García Márquez/Cambio: Couldn't it be the other way around? Couldn't it be this control over language that permits this new era?

Marcos: It's like a blender. You don't know what is thrown in first, and what you end up with is a cocktail.

García Márquez/Cambio: Can we talk about this family?

Marcos: It was a middle-class family. My father, the head of the family, was a rural teacher in the days of [Lázaro] Cárdenas when, according to him, they cut off teachers' ears for being communists. My mother, also a rural teacher, finally moved, and we became a middle-class family, I mean, a family without any real difficulties. All of this in the provinces, where the cultural horizon is the society pages of the local newspaper. The world outside, or the great city, Mexico City, was the great attraction because of its bookstores. Finally, there were book fairs out in the provinces, and there we could get some books. García Márquez, Fuentes, Monsiváis, Vargas Llosa--independently of how he thinks--just to mention a few, they all came through my parents. They made us read them. One Hundred Years of Solitude was meant to explain what the province was in those days, and The Death of Artemio Cruz was to explain what had happened to the Revolution. [Carlos Monsiváis's] Dias de Guardar to explain what was happening to the middle class. To some extent, although naked, our portrait was The City and the Dogs. All those things were there. We were coming out into the world in the same way we were coming to know literature. And this shaped us, I believe. We didn't get to know the world through a newswire but through a novel, an essay or a poem. And this made us very different. This was the looking glass that our parents gave us, as others might use the mass media as a looking glass or just an opaque glass so that no one can see what is going on.

García Márquez/Cambio: Where was Don Quixote in the middle of all these readings?
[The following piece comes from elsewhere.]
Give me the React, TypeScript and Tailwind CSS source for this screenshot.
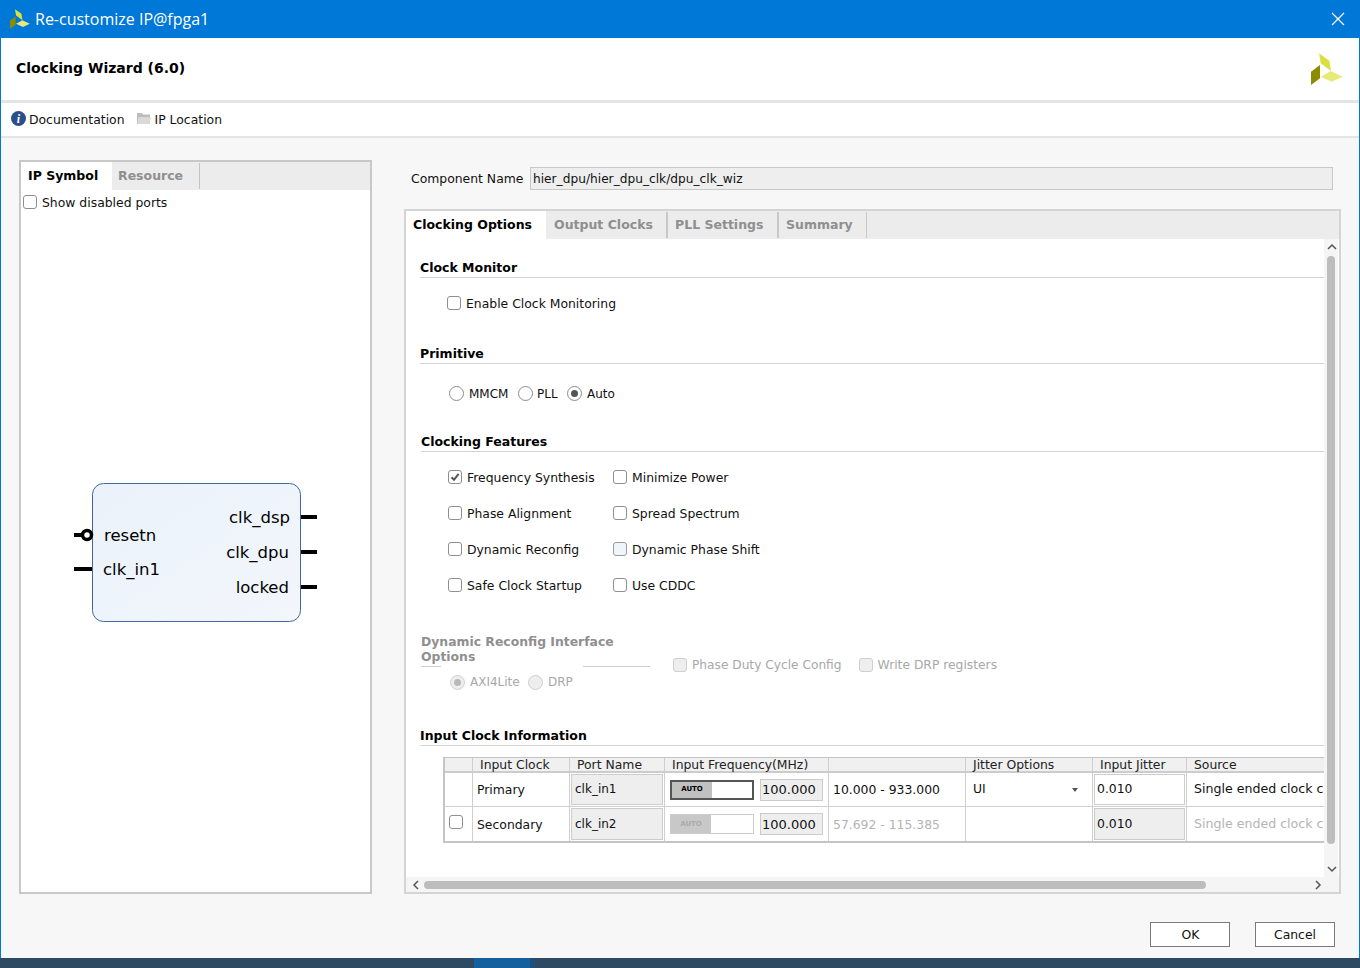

Marcos: They gave me a beautiful book when I was 12--a hardcover. It was Don Quixote de la Mancha. I had already read it but in these juvenile editions. It was an expensive book, a very special present that I was waiting for. Shakespeare arrived after that. But if I could say the order in which the books arrived, it would first be the "boom" literature of Latin America, then Cervantes, then García Lorca, then there was a time of all poetry. Thus, you [pointing to García Márquez] are partly responsible for this.